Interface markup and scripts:
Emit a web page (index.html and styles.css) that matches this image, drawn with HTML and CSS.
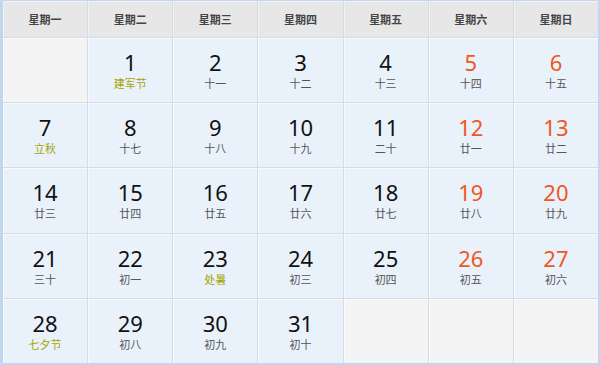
FILE: index.html
```html
<!DOCTYPE html>
<html lang="zh">
<head>
<meta charset="utf-8">
<link rel="stylesheet" href="styles.css">
</head>
<body>
<div class="cal">
  <div class="head">星期一</div>
  <div class="head">星期二</div>
  <div class="head">星期三</div>
  <div class="head">星期四</div>
  <div class="head">星期五</div>
  <div class="head">星期六</div>
  <div class="head">星期日</div>

  <div class="cell empty"></div>
  <div class="cell"><span class="num">1</span><span class="lun fest">建军节</span></div>
  <div class="cell"><span class="num">2</span><span class="lun">十一</span></div>
  <div class="cell"><span class="num">3</span><span class="lun">十二</span></div>
  <div class="cell"><span class="num">4</span><span class="lun">十三</span></div>
  <div class="cell"><span class="num we">5</span><span class="lun">十四</span></div>
  <div class="cell"><span class="num we">6</span><span class="lun">十五</span></div>

  <div class="cell"><span class="num">7</span><span class="lun fest">立秋</span></div>
  <div class="cell"><span class="num">8</span><span class="lun">十七</span></div>
  <div class="cell"><span class="num">9</span><span class="lun">十八</span></div>
  <div class="cell"><span class="num">10</span><span class="lun">十九</span></div>
  <div class="cell"><span class="num">11</span><span class="lun">二十</span></div>
  <div class="cell"><span class="num we">12</span><span class="lun">廿一</span></div>
  <div class="cell"><span class="num we">13</span><span class="lun">廿二</span></div>

  <div class="cell"><span class="num">14</span><span class="lun">廿三</span></div>
  <div class="cell"><span class="num">15</span><span class="lun">廿四</span></div>
  <div class="cell"><span class="num">16</span><span class="lun">廿五</span></div>
  <div class="cell"><span class="num">17</span><span class="lun">廿六</span></div>
  <div class="cell"><span class="num">18</span><span class="lun">廿七</span></div>
  <div class="cell"><span class="num we">19</span><span class="lun">廿八</span></div>
  <div class="cell"><span class="num we">20</span><span class="lun">廿九</span></div>

  <div class="cell"><span class="num">21</span><span class="lun">三十</span></div>
  <div class="cell"><span class="num">22</span><span class="lun">初一</span></div>
  <div class="cell"><span class="num">23</span><span class="lun fest">处暑</span></div>
  <div class="cell"><span class="num">24</span><span class="lun">初三</span></div>
  <div class="cell"><span class="num">25</span><span class="lun">初四</span></div>
  <div class="cell"><span class="num we">26</span><span class="lun">初五</span></div>
  <div class="cell"><span class="num we">27</span><span class="lun">初六</span></div>

  <div class="cell"><span class="num">28</span><span class="lun fest">七夕节</span></div>
  <div class="cell"><span class="num">29</span><span class="lun">初八</span></div>
  <div class="cell"><span class="num">30</span><span class="lun">初九</span></div>
  <div class="cell"><span class="num">31</span><span class="lun">初十</span></div>
  <div class="cell empty"></div>
  <div class="cell empty"></div>
  <div class="cell empty"></div>
</div>
</body>
</html>
```

FILE: styles.css
```css
html, body {
  margin: 0;
  padding: 0;
  background: #ffffff;
}

.cal {
  box-sizing: border-box;
  width: 600px;
  height: 365px;
  display: grid;
  grid-template-columns: repeat(7, 1fr);
  grid-template-rows: 36px repeat(5, 1fr);
  gap: 1px;
  background: #d3dce9;
  border-style: solid;
  border-color: #c3d6ef;
  border-width: 1px 2px 2px 3px;
  font-family: "Noto Sans", "Noto Sans CJK SC", sans-serif;
}

.head {
  display: flex;
  align-items: center;
  justify-content: center;
  background: #e7e7e7;
  box-shadow: inset 1px 1px 0 #f2f2f2;
  font-family: "Noto Sans CJK SC", sans-serif;
  font-weight: 700;
  font-size: 11px;
  color: #444444;
}

.cell {
  display: flex;
  flex-direction: column;
  align-items: center;
  justify-content: center;
  gap: 2px;
  background: #e9f2fb;
  box-shadow: inset 1px 1px 0 #f6faff;
}

.cell.empty {
  background: #f4f4f4;
  box-shadow: inset 1px 1px 0 #fafafa;
}

.num {
  font-size: 22px;
  line-height: 24px;
  color: #111111;
}

.num.we {
  color: #f0581e;
}

.lun {
  font-family: "Noto Sans CJK SC", sans-serif;
  font-size: 11px;
  line-height: 14px;
  color: #555555;
}

.lun.fest {
  color: #a6a300;
}
```
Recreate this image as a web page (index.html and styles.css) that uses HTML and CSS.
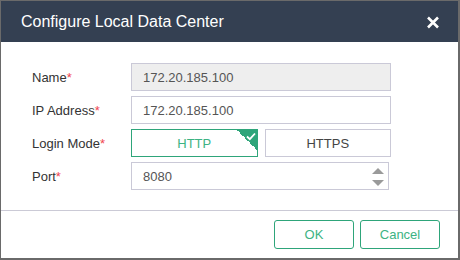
FILE: index.html
```html
<!DOCTYPE html>
<html>
<head>
<meta charset="utf-8">
<link rel="stylesheet" href="styles.css">
</head>
<body>
<div class="dialog">
  <div class="header">
    <span class="title">Configure Local Data Center</span>
    <svg class="close" width="14" height="13" viewBox="0 0 14 13"><path d="M2 1.5 L12 11.5 M12 1.5 L2 11.5" stroke="#fff" stroke-width="2.6" stroke-linecap="butt"/></svg>
  </div>
  <div class="body">
    <div class="row">
      <label class="label">Name<span class="req">*</span></label>
      <div class="field input disabled">172.20.185.100</div>
    </div>
    <div class="row">
      <label class="label">IP Address<span class="req">*</span></label>
      <div class="field input">172.20.185.100</div>
    </div>
    <div class="row">
      <label class="label">Login Mode<span class="req">*</span></label>
      <div class="field modes">
        <div class="mode selected">HTTP
          <span class="corner"><svg width="10" height="9" viewBox="0 0 10 9"><path d="M1 4.5 L3.8 7.2 L9 1.5" stroke="#fff" stroke-width="1.8" fill="none"/></svg></span>
        </div>
        <div class="mode">HTTPS</div>
      </div>
    </div>
    <div class="row">
      <label class="label">Port<span class="req">*</span></label>
      <div class="field input port">8080
        <span class="spin"><span class="up"></span><span class="down"></span></span>
      </div>
    </div>
  </div>
  <div class="footer">
    <button class="btn">OK</button>
    <button class="btn">Cancel</button>
  </div>
</div>
</body>
</html>
```
FILE: styles.css
```css
html, body {
  margin: 0;
  padding: 0;
}
body {
  background: #6a6a6a;
  width: 460px;
  height: 260px;
  padding: 1px 0 0 1px;
  box-sizing: border-box;
  font-family: "Liberation Sans", Arial, sans-serif;
}
.dialog {
  width: 457px;
  height: 257px;
  background: #fff;
  display: flex;
  flex-direction: column;
}
.header {
  height: 41px;
  background: #344052;
  display: flex;
  align-items: center;
  justify-content: space-between;
  padding: 0 18px 0 20px;
  flex-shrink: 0;
}
.title {
  color: #fff;
  font-size: 16px;
  margin-top: 1px;
}
.close {
  display: block;
  margin-top: 2px;
}
.body {
  padding: 21px 0 20px 31px;
  display: flex;
  flex-direction: column;
  gap: 5px;
  border-bottom: 1px solid #cbcad6;
}
.row {
  display: flex;
  align-items: center;
  height: 28px;
}
.label {
  width: 99px;
  font-size: 13px;
  color: #333;
}
.req {
  color: #f0454f;
}
.field {
  width: 260px;
  height: 28px;
  box-sizing: border-box;
}
.input {
  border: 1px solid #cac9d7;
  padding: 0 11px;
  display: flex;
  align-items: center;
  font-size: 13px;
  color: #555;
  position: relative;
}
.disabled {
  background: #eeeeee;
}
.port {
  width: 258px;
}
.spin {
  position: absolute;
  right: 4px;
  top: 5px;
  display: flex;
  flex-direction: column;
  gap: 6px;
}
.up {
  width: 0;
  height: 0;
  border-left: 6px solid transparent;
  border-right: 6px solid transparent;
  border-bottom: 6px solid #9a9a9a;
}
.down {
  width: 0;
  height: 0;
  border-left: 6px solid transparent;
  border-right: 6px solid transparent;
  border-top: 6px solid #9a9a9a;
}
.modes {
  display: flex;
  gap: 7px;
}
.mode {
  flex: 1;
  border: 1px solid #cac9d7;
  display: flex;
  align-items: center;
  justify-content: center;
  font-size: 13px;
  color: #444;
  position: relative;
  overflow: hidden;
}
.mode.selected {
  border-color: #2ea57a;
  color: #3db383;
}
.corner {
  position: absolute;
  top: 0;
  right: 0;
  width: 20px;
  height: 20px;
  background: linear-gradient(to bottom left, #2ea57a 50%, transparent 50%);
}
.corner svg {
  position: absolute;
  top: 2px;
  right: 1px;
}
.footer {
  display: flex;
  justify-content: flex-end;
  gap: 6px;
  padding: 9px 18px 0 0;
}
.btn {
  width: 80px;
  height: 29px;
  border: 1px solid #2ea57a;
  border-radius: 3px;
  background: #fff;
  color: #3db383;
  font-family: "Liberation Sans", Arial, sans-serif;
  font-size: 13px;
  padding: 0;
}
```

WRITTEN PROBLEM
List every line from the entries above in which "that" appears.

COMPLETED TASK
Emit a web page (index.html and styles.css) that matches this image, drawn with HTML and CSS.
Recreate this image as a web page (index.html and styles.css) that uses HTML and CSS.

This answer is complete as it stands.